Prakaraṇa 5 · Verse 20
यथा निद्रां समाश्रित्य सुखं दुःखं न बुध्यते । तथा ब्रह्मात्मना स्थातुं सुखं नान्यत् कदा चन ॥
yathā nidrāṃ samāśritya sukhaṃ duḥkhaṃ na budhyate | tathā brahmātmanā sthātuṃ sukhaṃ nānyat kadā cana ||
Just as in deep sleep, resting upon it, one knows neither happiness nor suffering, so abiding in Brahman is bliss, never anything else.
The sūtra returns to the analogy of deep sleep (suṣupti), but with a new inflection. Previously it was used to illustrate the absence of an object; here it is used to illustrate the absence of suffering and enjoyment. In suṣupti there is neither happiness nor unhappiness—not because we are insensitive, but because there is no mind to project a duality of value onto experience.
The verb “samāśritya”—“leaning on” or “relying upon”—is technically significant. It is not that we “fall” into sleep; rather, we lean on it, we use it as a temporary support. In the same way, Brahman is not something we “attain,” but something upon which we are always leaning, from which we are never separate. The separation is like that of a fish seeking the ocean: it is already in it, it simply does not know where it is.

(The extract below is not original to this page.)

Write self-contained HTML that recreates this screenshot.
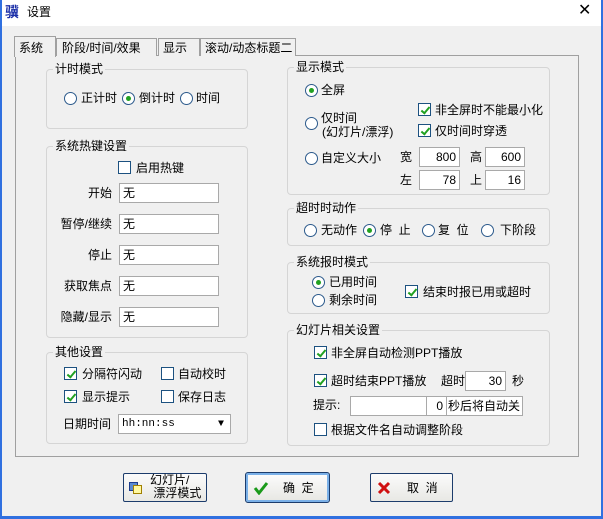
<!DOCTYPE html>
<html><head><meta charset="utf-8"><style>
*{margin:0;padding:0;box-sizing:border-box}
body{width:603px;height:519px;overflow:hidden;background:#f0f0f0;font-family:"Liberation Sans","Noto Sans CJK SC","WenQuanYi Zen Hei",sans-serif;font-size:12px;color:#000;position:relative}
.a{position:absolute;line-height:14px;white-space:nowrap}
.g{position:absolute;border:1px solid #d5d5d5;border-radius:4px}
.gt{position:absolute;background:#f0f0f0;padding:0 2px;line-height:14px;left:6px;top:-8px}
.r{position:absolute;width:13px;height:13px;border:1px solid #2c5a8c;border-radius:50%;background:#fff}
.r.on::after{content:"";position:absolute;left:3px;top:3px;width:5px;height:5px;border-radius:50%;background:#21a121}
.c{position:absolute;width:13px;height:13px;border:1px solid #1c5180;background:#fff}
.c.on::after{content:"";position:absolute;left:4px;top:1px;width:3px;height:7px;border:solid #21a121;border-width:0 2px 2px 0;transform:rotate(40deg)}
.i{position:absolute;border:1px solid #a9a9a9;background:#fff;line-height:18px;padding:0 3px}
.i.rt{text-align:right}
.b{position:absolute;border:1px solid #1c3c6c;border-radius:2px;background:linear-gradient(#fbfbfb,#e8e8e4)}
</style></head><body>
<div style="position:absolute;left:0;top:0;width:603px;height:26px;background:#fff"></div>
<div class="a" style="left:5px;top:5px;color:#1a2ea8;font-size:14px;font-weight:bold">骥</div>
<div class="a" style="left:27px;top:5px">设置</div>
<div class="a" style="left:578px;top:4px;font-size:16px">✕</div>
<div style="position:absolute;left:0;top:0;width:2px;height:519px;background:#3070e0"></div>
<div style="position:absolute;left:601px;top:0;width:2px;height:519px;background:#3070e0"></div>
<div style="position:absolute;left:0;top:516px;width:603px;height:3px;background:#3070e0"></div>

<div style="position:absolute;left:15px;top:55px;width:564px;height:402px;border:1px solid #a0a0a0;background:#f0f0f0"></div>
<div style="position:absolute;left:56px;top:38px;width:101px;height:18px;border:1px solid #a0a0a0;border-bottom:none;background:#f0f0f0"></div>
<div class="a" style="left:62px;top:41px">阶段/时间/效果</div>
<div style="position:absolute;left:158px;top:38px;width:42px;height:18px;border:1px solid #a0a0a0;border-bottom:none;background:#f0f0f0"></div>
<div class="a" style="left:163px;top:41px">显示</div>
<div style="position:absolute;left:200px;top:38px;width:96px;height:18px;border:1px solid #a0a0a0;border-bottom:none;background:#f0f0f0"></div>
<div class="a" style="left:205px;top:41px">滚动/动态标题二</div>
<div style="position:absolute;left:14px;top:36px;width:42px;height:21px;border:1px solid #a0a0a0;border-bottom:none;background:#f0f0f0"></div>
<div class="a" style="left:19px;top:41px">系统</div>

<div class="g" style="left:46px;top:69px;width:202px;height:60px"><span class="gt">计时模式</span></div>
<div class="r" style="left:64px;top:92px"></div><div class="a" style="left:81px;top:91px">正计时</div>
<div class="r on" style="left:122px;top:92px"></div><div class="a" style="left:139px;top:91px">倒计时</div>
<div class="r" style="left:180px;top:92px"></div><div class="a" style="left:196px;top:91px">时间</div>

<div class="g" style="left:46px;top:146px;width:202px;height:192px"><span class="gt">系统热键设置</span></div>
<div class="c" style="left:118px;top:161px"></div><div class="a" style="left:136px;top:161px">启用热键</div>
<div class="a" style="left:46px;width:66px;text-align:right;top:186px">开始</div><div class="i" style="left:119px;top:183px;width:100px;height:20px">无</div>
<div class="a" style="left:46px;width:66px;text-align:right;top:217px">暂停/继续</div><div class="i" style="left:119px;top:214px;width:100px;height:20px">无</div>
<div class="a" style="left:46px;width:66px;text-align:right;top:248px">停止</div><div class="i" style="left:119px;top:245px;width:100px;height:20px">无</div>
<div class="a" style="left:46px;width:66px;text-align:right;top:279px">获取焦点</div><div class="i" style="left:119px;top:276px;width:100px;height:20px">无</div>
<div class="a" style="left:46px;width:66px;text-align:right;top:310px">隐藏/显示</div><div class="i" style="left:119px;top:307px;width:100px;height:20px">无</div>

<div class="g" style="left:46px;top:352px;width:202px;height:92px"><span class="gt">其他设置</span></div>
<div class="c on" style="left:64px;top:367px"></div><div class="a" style="left:82px;top:367px">分隔符闪动</div>
<div class="c" style="left:161px;top:367px"></div><div class="a" style="left:178px;top:367px">自动校时</div>
<div class="c on" style="left:64px;top:390px"></div><div class="a" style="left:82px;top:390px">显示提示</div>
<div class="c" style="left:161px;top:390px"></div><div class="a" style="left:178px;top:390px">保存日志</div>
<div class="a" style="left:63px;top:417px">日期时间</div>
<div class="i" style="left:118px;top:414px;width:113px;height:20px;font-family:'Liberation Mono',monospace;font-size:11px">hh:nn:ss<span style="position:absolute;right:6px;top:1px;font-size:10px">▼</span></div>

<div class="g" style="left:287px;top:67px;width:263px;height:128px"><span class="gt">显示模式</span></div>
<div class="r on" style="left:305px;top:84px"></div><div class="a" style="left:321px;top:83px">全屏</div>
<div class="c on" style="left:418px;top:103px"></div><div class="a" style="left:435px;top:103px">非全屏时不能最小化</div>
<div class="c on" style="left:418px;top:124px"></div><div class="a" style="left:435px;top:124px">仅时间时穿透</div>
<div class="r" style="left:305px;top:117px"></div><div class="a" style="left:321px;top:111px">仅时间</div><div class="a" style="left:322px;top:125px">(幻灯片/漂浮)</div>
<div class="r" style="left:305px;top:152px"></div><div class="a" style="left:321px;top:151px">自定义大小</div>
<div class="a" style="left:400px;top:150px">宽</div><div class="i rt" style="left:419px;top:147px;width:41px;height:20px">800</div>
<div class="a" style="left:470px;top:150px">高</div><div class="i rt" style="left:485px;top:147px;width:40px;height:20px">600</div>
<div class="a" style="left:400px;top:173px">左</div><div class="i rt" style="left:419px;top:170px;width:41px;height:20px">78</div>
<div class="a" style="left:470px;top:173px">上</div><div class="i rt" style="left:485px;top:170px;width:40px;height:20px">16</div>

<div class="g" style="left:287px;top:208px;width:263px;height:38px"><span class="gt">超时时动作</span></div>
<div class="r" style="left:304px;top:224px"></div><div class="a" style="left:321px;top:223px">无动作</div>
<div class="r on" style="left:363px;top:224px"></div><div class="a" style="left:380px;top:223px">停&nbsp;&nbsp;止</div>
<div class="r" style="left:422px;top:224px"></div><div class="a" style="left:438px;top:223px">复&nbsp;&nbsp;位</div>
<div class="r" style="left:481px;top:224px"></div><div class="a" style="left:500px;top:223px">下阶段</div>

<div class="g" style="left:287px;top:262px;width:263px;height:52px"><span class="gt">系统报时模式</span></div>
<div class="r on" style="left:312px;top:276px"></div><div class="a" style="left:329px;top:275px">已用时间</div>
<div class="r" style="left:312px;top:294px"></div><div class="a" style="left:329px;top:293px">剩余时间</div>
<div class="c on" style="left:405px;top:285px"></div><div class="a" style="left:423px;top:285px">结束时报已用或超时</div>

<div class="g" style="left:287px;top:330px;width:263px;height:116px"><span class="gt">幻灯片相关设置</span></div>
<div class="c on" style="left:314px;top:346px"></div><div class="a" style="left:331px;top:346px">非全屏自动检测PPT播放</div>
<div class="c on" style="left:314px;top:374px"></div><div class="a" style="left:331px;top:374px">超时结束PPT播放</div>
<div class="a" style="left:441px;top:374px">超时</div><div class="i rt" style="left:465px;top:371px;width:41px;height:20px">30</div>
<div class="a" style="left:512px;top:374px">秒</div>
<div class="a" style="left:313px;top:398px">提示:</div>
<div class="i" style="left:350px;top:396px;width:97px;height:20px"></div>
<div class="i rt" style="left:426px;top:396px;width:21px;height:20px">0</div>
<div class="i" style="left:446px;top:396px;width:77px;height:20px;padding:0 1px">秒后将自动关</div>
<div class="c" style="left:314px;top:423px"></div><div class="a" style="left:331px;top:423px">根据文件名自动调整阶段</div>

<div class="b" style="left:123px;top:473px;width:84px;height:29px"></div>
<div style="position:absolute;left:129px;top:482px;width:9px;height:9px;background:#5a8ad0;border:1px solid #1c3c8c"></div>
<div style="position:absolute;left:133px;top:485px;width:9px;height:9px;background:#fff8a0;border:1px solid #a08000"></div>
<div class="a" style="left:150px;top:474px;line-height:13px">幻灯片/<br>&nbsp;漂浮模式</div>
<div class="b" style="left:246px;top:473px;width:83px;height:29px;border:2px solid #7ab0e8;outline:1px solid #1c3c6c"></div>
<svg style="position:absolute;left:253px;top:481px" width="16" height="14"><path d="M2 7 L6 12 L14 2" fill="none" stroke="#1a9a1a" stroke-width="3"/></svg>
<div class="a" style="left:283px;top:481px">确&nbsp;&nbsp;定</div>
<div class="b" style="left:370px;top:473px;width:83px;height:29px"></div>
<svg style="position:absolute;left:377px;top:481px" width="14" height="14"><path d="M2 2 L12 12 M12 2 L2 12" stroke="#d01010" stroke-width="3"/></svg>
<div class="a" style="left:407px;top:481px">取&nbsp;&nbsp;消</div>
</body></html>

“Sukhaṃ nānyat kadā cana”—“happiness, never anything else”—is a definitive statement that redefines the very concept of happiness. There are no “types” of happiness: sensory happiness, mental happiness, spiritual happiness. There is only one happiness that appears in different ways according to the instrument through which it is refracted. Brahman-sukha is the white light; all other happinesses are colors of its prism. The practice of yoga does not seek “another” happiness; it seeks to remove the prisms that scatter the light which is already our nature.